In einem ehemaligen Baumarkt mit Hunderten Menschen zusammenzuleben, ist herausfordernd. Wie hat sich das bei den Bewohnern bemerkbar gemacht?
Ich habe unsere Einrichtung oft mit einem größeren deutschen Dorf verglichen. Vieles, was typisch für das Zusammenleben in einem Dorf ist, gab es hier auch auf engem Raum. Dazu gehören wie in jeder Erstaufnahme leider auch hin und wieder Handgreiflichkeiten zwischen einigen Bewohnern. Die Mitarbeiter unseres Sicherheitsdienstes haben dafür gesorgt, die Zahl solcher Vorfälle sehr gering zu halten, indem sie bei Konflikten schnell eingegriffen und Bewohner mittels Hausrecht notfalls temporär auch des Geländes verwiesen haben. Selbstverständlich haben wir im Nachhinein mit den Streitenden über das Vorgehen gesprochen.
Was haben Sie getan, um das Leben wohnlich zu gestalten und erste Schritte in Richtung Integration zu gehen?

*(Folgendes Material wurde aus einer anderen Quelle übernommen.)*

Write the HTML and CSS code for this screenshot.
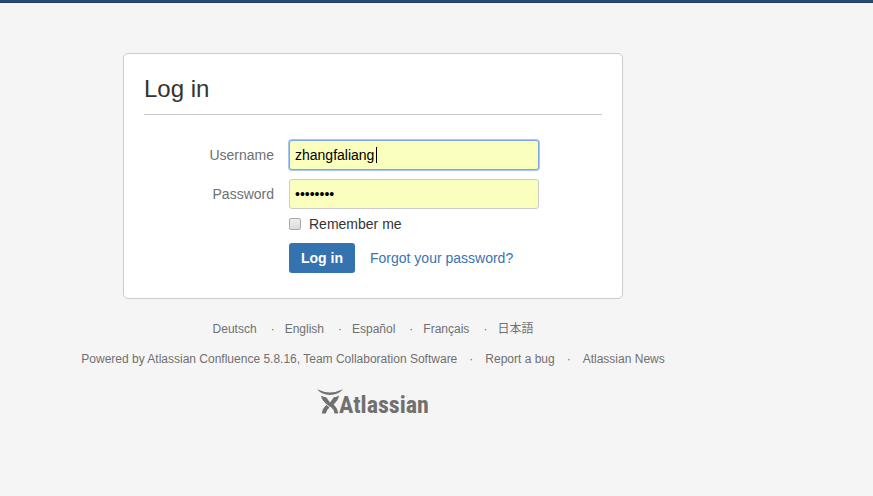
FILE: index.html
```html
<!DOCTYPE html>
<html lang="en">
<head>
<meta charset="utf-8">
<title>Log in - Confluence</title>
<link rel="stylesheet" href="styles.css">
</head>
<body>
<header class="topbar"></header>
<div class="page">
  <main class="card">
    <h1 class="title">Log in</h1>
    <form class="form">
      <label class="label" for="username">Username</label>
      <div class="field">
        <input class="input focused" id="username" type="text" value="zhangfaliang">
        <span class="caret"></span>
      </div>
      <label class="label" for="password">Password</label>
      <div class="field"><input class="input" id="password" type="password" value="password"></div>
      <div class="remember">
        <input class="check" id="remember" type="checkbox">
        <label for="remember">Remember me</label>
      </div>
      <div class="actions">
        <button class="button" type="submit">Log in</button>
        <a class="forgot" href="#">Forgot your password?</a>
      </div>
    </form>
  </main>
  <footer class="footer">
    <ul class="links languages">
      <li><a href="#">Deutsch</a></li>
      <li><a href="#">English</a></li>
      <li><a href="#">Español</a></li>
      <li><a href="#">Français</a></li>
      <li><a href="#" lang="ja">日本語</a></li>
    </ul>
    <ul class="links">
      <li>Powered by <a href="#">Atlassian Confluence</a> 5.8.16, <a href="#">Team Collaboration Software</a></li>
      <li><a href="#">Report a bug</a></li>
      <li><a href="#">Atlassian News</a></li>
    </ul>
    <a class="logo" href="#">
      <svg class="mark" viewBox="0 0 26 26" width="26" height="26" aria-hidden="true">
        <path d="M0 0.300Q13 6.500 26 0.300Q21 6 13 6Q5 6 0 0.300Z"/>
        <path d="M4 6.500Q6.500 8 9.200 8.200L13 13.500L16.800 8.200Q19.500 8 22 6.500Q21.500 11 16.600 15.500Q20.500 19 21.200 24.500H17.600Q17 20.500 13.500 17.600L12 19Q9.300 21 8.800 24.500H4.800Q5.500 19 9.900 15.500Q4.500 11 4 6.500Z"/>
        <path class="slit" d="M9.500 15.500L13 18.500"/>
      </svg>
      <span>Atlassian</span>
    </a>
  </footer>
</div>
</body>
</html>
```
FILE: styles.css
```css
* { box-sizing: border-box; }
body {
  margin: 0;
  background: #f5f5f5;
  color: #333;
  font: 14px/20px "Liberation Sans", "Noto Sans CJK JP", sans-serif;
}
a { color: #3b73af; text-decoration: none; }
.topbar { height: 3px; background: #205081; border-bottom: 1px solid #2e3d54; }
.page { padding: 50px 127px 0 0; }
.card {
  max-width: 500px;
  margin: 0 auto;
  padding: 20px 20px 25px;
  background: #fff;
  border: 1px solid #ccc;
  border-radius: 5px;
}
.title {
  margin: 0 0 25px;
  padding-bottom: 10px;
  border-bottom: 1px solid #ccc;
  font-size: 24px;
  font-weight: normal;
  line-height: 30px;
}
.form {
  display: grid;
  grid-template-columns: 130px 1fr;
  column-gap: 15px;
  row-gap: 9px;
  align-items: center;
}
.label { color: #707070; text-align: right; }
.field { position: relative; width: 250px; height: 30px; }
.input {
  display: block;
  width: 100%;
  height: 30px;
  padding: 4px 5px;
  border: 1px solid #ccc;
  border-radius: 3px;
  outline: none;
  background: #faffbd;
  color: #000;
  font: inherit;
}
.focused { border-color: #7fa6e4; box-shadow: 0 0 0 1px #a4c6fd; }
.caret { position: absolute; left: 87px; top: 7px; width: 1px; height: 16px; background: #000; }
.remember {
  grid-column: 2;
  display: flex;
  align-items: center;
  gap: 8px;
  height: 12px;
  margin-bottom: 4px;
}
.check {
  appearance: none;
  width: 12px;
  height: 12px;
  margin: 0;
  border: 1px solid #aaa;
  border-radius: 2px;
  background: linear-gradient(#eee, #dcdcdc);
}
.actions { grid-column: 2; display: flex; align-items: center; gap: 15px; }
.button {
  height: 30px;
  padding: 0 12px;
  border: 0;
  border-radius: 3px;
  background: #3572b0;
  color: #fff;
  font: bold 14px/20px "Liberation Sans", sans-serif;
}
.footer {
  display: flex;
  flex-direction: column;
  align-items: center;
  gap: 10px;
  padding-top: 20px;
  color: #707070;
  font-size: 12px;
}
.footer a { color: inherit; }
.links { display: flex; margin: 0; padding: 0; list-style: none; white-space: nowrap; }
.links li + li::before { content: "·"; display: inline-block; width: 4px; margin: 0 12px; }
.languages li + li::before { margin: 0 10px 0 14px; }
.logo {
  display: flex;
  align-items: flex-start;
  margin-top: 10px;
  font: bold 24px/32px "Roboto Condensed", Roboto, sans-serif;
}
.mark { flex: none; fill: #707070; margin-right: -4px; }
.slit { fill: none; stroke: #f5f5f5; stroke-width: 1px; }
```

Wir hatten unter anderem ein umfangreiches Angebot an Freizeitaktivitäten, Deutschkursen sowie eine Kleiderkammer und eine Fahrradwerkstatt. Außerdem befanden sich eine halboffene Kinderbetreuung und eine Grundschule auf dem Gelände. Auch die medizinische Versorgung konnten wir durch einen High-Tech-Container und eine Mobile Zahnarztpraxis verbessern. Dabei haben Spenden, Kooperationen und ehrenamtliches Engagement, das vom ersten Tag an sehr hoch gewesen ist, eine große Rolle gespielt. Dafür sind wir sehr dankbar.
Welche persönlichen Erinnerungen verbinden Sie mit den Bewohnern?

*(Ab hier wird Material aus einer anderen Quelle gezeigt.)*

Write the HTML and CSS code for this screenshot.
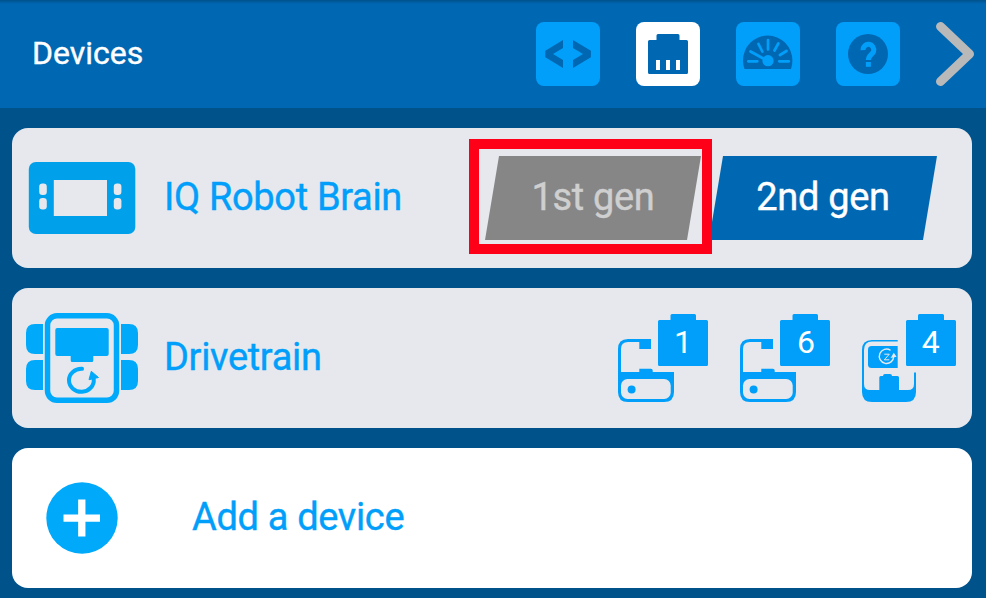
FILE: index.html
```html
<!DOCTYPE html>
<html lang="en">
<head>
    <meta charset="UTF-8">
    <meta name="viewport" content="width=device-width, initial-scale=1.0">
    <title>Devices</title>
    <link rel="stylesheet" href="styles.css">
</head>
<body>
    <header class="header">
        <h1>Devices</h1>
        <nav class="tabs">
            <button type="button" class="tab" aria-label="Code">
                <svg viewBox="0 0 64 64" fill="#0068b3">
                    <path d="M27 18 9.3 28.7v6.6L27 46v-8l-10-6 10-6zM37 18l17.9 10.7v6.6L37 46v-8l10-6-10-6z"/>
                </svg>
            </button>
            <button type="button" class="tab active" aria-label="Devices">
                <svg viewBox="0 0 64 64">
                    <path fill="#0068b3" d="M22 12h20q1.5 0 1.5 1.5V18H50.5q1.5 0 1.5 1.5V50.5q0 1.5-1.5 1.5H13.5q-1.5 0-1.5-1.5V19.5q0-1.5 1.5-1.5h7v-4.5Q20.5 12 22 12z"/>
                    <path fill="#fff" d="M20 38h4v10h-4zM30 38h4v10h-4zM40 38h4v10h-4z"/>
                </svg>
            </button>
            <button type="button" class="tab" aria-label="Monitor">
                <svg viewBox="0 0 64 64">
                    <path fill="#0068b3" d="M8.5 47Q7 43 7 38.5A24.7 25 0 0 1 56.4 38.5Q56.4 43 55 47z"/>
                    <g stroke="#019ffa" stroke-width="2.7" stroke-linecap="round">
                        <path d="M12.3 39.3h9M43.3 39.3h9.5M22.5 22l3.8 7.5M32 18v9.5M42.3 21.5l-3.8 7M50.5 29l-6.5 4M14.5 29.5 30 38"/>
                    </g>
                    <circle cx="32" cy="38.7" r="5.6" fill="#019ffa"/>
                </svg>
            </button>
            <button type="button" class="tab" aria-label="Help">
                <svg viewBox="0 0 64 64">
                    <circle cx="32" cy="32" r="20" fill="#0068b3"/>
                    <path fill="none" stroke="#019ffa" stroke-width="5" d="M27 28.2a5.4 5.6 0 1 1 10.6 1.2c-1 3-5.2 3.7-5.2 8.5"/>
                    <path fill="#019ffa" d="M29.9 40h5v4.8h-5z"/>
                </svg>
            </button>
        </nav>
        <svg class="chevron" viewBox="0 0 38 64">
            <path d="M4.5 4.5 33.5 32 4.5 59.5"/>
        </svg>
    </header>

    <main class="devices">
        <section class="card">
            <svg class="device-icon" viewBox="0 0 120 100">
                <rect x="6.8" y="14" width="106.5" height="72" rx="7" fill="#00a0eb"/>
                <g fill="#e6e8ed">
                    <rect x="31.8" y="32" width="53.2" height="36"/>
                    <rect x="17.2" y="35.5" width="7.6" height="11.5" rx="3.3"/>
                    <rect x="17.2" y="50" width="7.6" height="11.5" rx="3.3"/>
                    <rect x="91.8" y="35.5" width="7.6" height="11.5" rx="3.3"/>
                    <rect x="91.8" y="50" width="7.6" height="11.5" rx="3.3"/>
                </g>
            </svg>
            <span class="name">IQ Robot Brain</span>
            <div class="gens">
                <button type="button" class="gen first">1st gen</button>
                <button type="button" class="gen second">2nd gen</button>
                <div class="highlight"></div>
            </div>
        </section>

        <section class="card">
            <svg class="device-icon" viewBox="0 0 120 100" fill="#00a9fa">
                <!-- wheels -->
                <path d="M21 16h-8q-9 0-9 9v12q0 9 9 9h8zM21 52h-8q-9 0-9 9v12q0 9 9 9h8zM99 16h8q9 0 9 9v12q0 9-9 9h-8zM99 52h8q9 0 9 9v12q0 9-9 9h-8z"/>
                <!-- body -->
                <rect x="25.5" y="7.8" width="69" height="84.5" rx="9.5" fill="none" stroke="#00a9fa" stroke-width="5.5"/>
                <path d="M35.3 20H84.7q2 0 2 2V46q0 2-2 2H71.3v4.5q0 1.5-1.5 1.5H50.2q-1.5 0-1.5-1.5V48H35.3q-2 0-2-2V22q0-2 2-2z"/>
                <path d="M60 60.8A12.4 11.5 0 1 0 71.7 71" fill="none" stroke="#00a9fa" stroke-width="4" stroke-linecap="round"/>
                <path d="M69.3 63.3 76.5 69.5 67 71.7z" stroke="#00a9fa"/>
            </svg>
            <span class="name">Drivetrain</span>
            <div class="ports">
                <svg class="port" viewBox="0 0 102 100" fill="#019ffa">
                    <path d="M39 31H16Q6 31 6 41V84q0 10 10 10H52q10 0 10-10V64H40.7v-1.5q0-1.8-1.8-1.8H27.3V64H9V41q0-7 7-7H27.3v7H39z"/>
                    <rect x="9" y="71" width="49.7" height="20" rx="6.5" fill="#e6e8ed"/>
                    <circle cx="19.6" cy="81.4" r="4"/>
                    <path d="M60 6H82.5q1.5 0 1.5 1.5V12H94.5q1.5 0 1.5 1.5V56.5q0 1.5-1.5 1.5H47.5q-1.5 0-1.5-1.5V13.5q0-1.5 1.5-1.5H58.5V7.5Q58.5 6 60 6z"/>
                    <text x="71" y="44.7">1</text>
                </svg>
                <svg class="port" viewBox="0 0 102 100" fill="#019ffa">
                    <path d="M39 31H16Q6 31 6 41V84q0 10 10 10H52q10 0 10-10V64H40.7v-1.5q0-1.8-1.8-1.8H27.3V64H9V41q0-7 7-7H27.3v7H39z"/>
                    <rect x="9" y="71" width="49.7" height="20" rx="6.5" fill="#e6e8ed"/>
                    <circle cx="19.6" cy="81.4" r="4"/>
                    <path d="M60 6H82.5q1.5 0 1.5 1.5V12H94.5q1.5 0 1.5 1.5V56.5q0 1.5-1.5 1.5H47.5q-1.5 0-1.5-1.5V13.5q0-1.5 1.5-1.5H58.5V7.5Q58.5 6 60 6z"/>
                    <text x="72" y="44.7">6</text>
                </svg>
                <svg class="port" viewBox="0 0 102 100" fill="#019ffa">
                    <path d="M41.7 32H16Q6 32 6 42V84q0 10 10 10H50q10 0 10-10V64.5H58V76q0 6-6 6H43V69.5q0-1.5-1.5-1.5H36q0-2-2-2H29q-2 0-2 2H24.8q-1.5 0-1.5 1.5V82H14q-6 0-6-6V42q0-8.5 8-8.5H41.7z"/>
                    <path d="M41.7 38H15.5Q12 38 12 41.5V56.5Q12 60 15.5 60H41.7z"/>
                    <g fill="none" stroke="#e6e8ed" stroke-width="1.4">
                        <path d="M34.5 42.3a7.2 7.2 0 1 0 3.2 6"/>
                        <path d="M28.3 46.2h5l-5 5.6h5" stroke-width="1"/>
                        <path d="M36 49l1.8-3 1.6 2.2z" fill="#e6e8ed"/>
                    </g>
                    <path d="M63.5 6H86.5q1.5 0 1.5 1.5V12H98.5q1.5 0 1.5 1.5V56.5q0 1.5-1.5 1.5H51.5q-1.5 0-1.5-1.5V13.5q0-1.5 1.5-1.5H62V7.5Q62 6 63.5 6z"/>
                    <text x="74.8" y="44.7">4</text>
                </svg>
            </div>
        </section>

        <section class="card add">
            <svg class="device-icon" viewBox="0 0 120 100">
                <circle cx="60" cy="50" r="35.7" fill="#00a9fa"/>
                <path d="M41.5 50.2h36.5M59.8 31.5v37" stroke="#fff" stroke-width="7.3"/>
            </svg>
            <span class="name">Add a device</span>
        </section>
    </main>
</body>
</html>
```
FILE: styles.css
```css
* { box-sizing: border-box; }
body { font-family: Roboto, sans-serif; margin: 0; height: 598px; overflow: hidden; background: #00528a; -webkit-text-stroke: 0.4px; }
button { border: 0; padding: 0; font: inherit; }
svg { display: block; flex: none; }

.header { display: flex; align-items: center; height: 108px; padding: 0 12px 0 32px; background: linear-gradient(#00528a, #0068b3 4px); }
.header h1 { margin: 0; color: #fff; font-size: 32px; font-weight: 400; line-height: 36px; padding-bottom: 2px; }
.tabs { display: flex; gap: 36px; margin-left: auto; }
.tab { width: 64px; height: 64px; border-radius: 8px; background: #019ffa; }
.tab.active { background: #fff; }
.chevron { width: 38px; height: 64px; margin-left: 36px; fill: none; stroke: #b9b9b9; stroke-width: 9; stroke-linecap: round; stroke-linejoin: round; }

.devices { display: flex; flex-direction: column; gap: 20px; padding: 20px 14px 0 12px; }
.card { display: flex; align-items: center; height: 140px; padding-left: 10px; border-radius: 16px; background: #e6e8ed; }
.card.add { background: #fff; }
.device-icon { width: 120px; height: 100px; }
.name { color: #019ffa; font-size: 38px; letter-spacing: -0.33px; line-height: 44px; margin-left: 22px; padding-bottom: 2px; white-space: nowrap; }
.add .name { margin-left: 50px; }

.gens { position: relative; display: flex; gap: 8px; margin-left: auto; margin-right: 35px; }
.gen { height: 84px; padding-bottom: 2px; font-size: 38px; letter-spacing: -0.33px; clip-path: polygon(14px 0, 100% 0, calc(100% - 14px) 100%, 0 100%); }
.gen.first { width: 216px; background: #868686; color: #cfcfcf; }
.gen.second { width: 228px; background: #0068b3; color: #fff; }
.highlight { position: absolute; left: -16px; top: -17px; width: 243px; height: 115px; border: 10px solid #ff0019; }

.ports { display: flex; gap: 20px; margin-left: auto; margin-right: 14px; }
.port { width: 102px; height: 100px; }
.port text { fill: #fff; font-size: 32px; text-anchor: middle; -webkit-text-stroke: 0; }
```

Berührt hat mich, dass in dem Jahr elf neue Erdenbürger nach ihrer Geburt im Krankenhaus die ersten Wochen ihres Lebens bei uns verbracht haben. Unter die Haut ging auch das Feedback eines syrischen Bewohners, der im Rahmen seines Asylverfahrens in eine andere Stadt wechseln musste und sich dafür bedankte, wie wir uns um ihn und die anderen Bewohner gekümmert haben. Er sagte, dass er, sobald er Freizügigkeit genießen darf, wieder nach Hamburg kommen wolle und dem DRK für immer verbunden sein werde. Wir haben viel Dankbarkeit erfahren, auch beim Abschied der letzten Bewohner.
Zur Person:
Sven Kessler hat seine Wurzeln in der Gastronomie, Logistik und den Medien, bezeichnet sich selber als Allrounder und betreibt gerne Projektarbeit. Der 46-jährige gebürtige Hamburger ist seit 17 Jahren Mitglied im DRK und engagiert sich ehrenamtlich als Zugführer im Katastrophenschutz.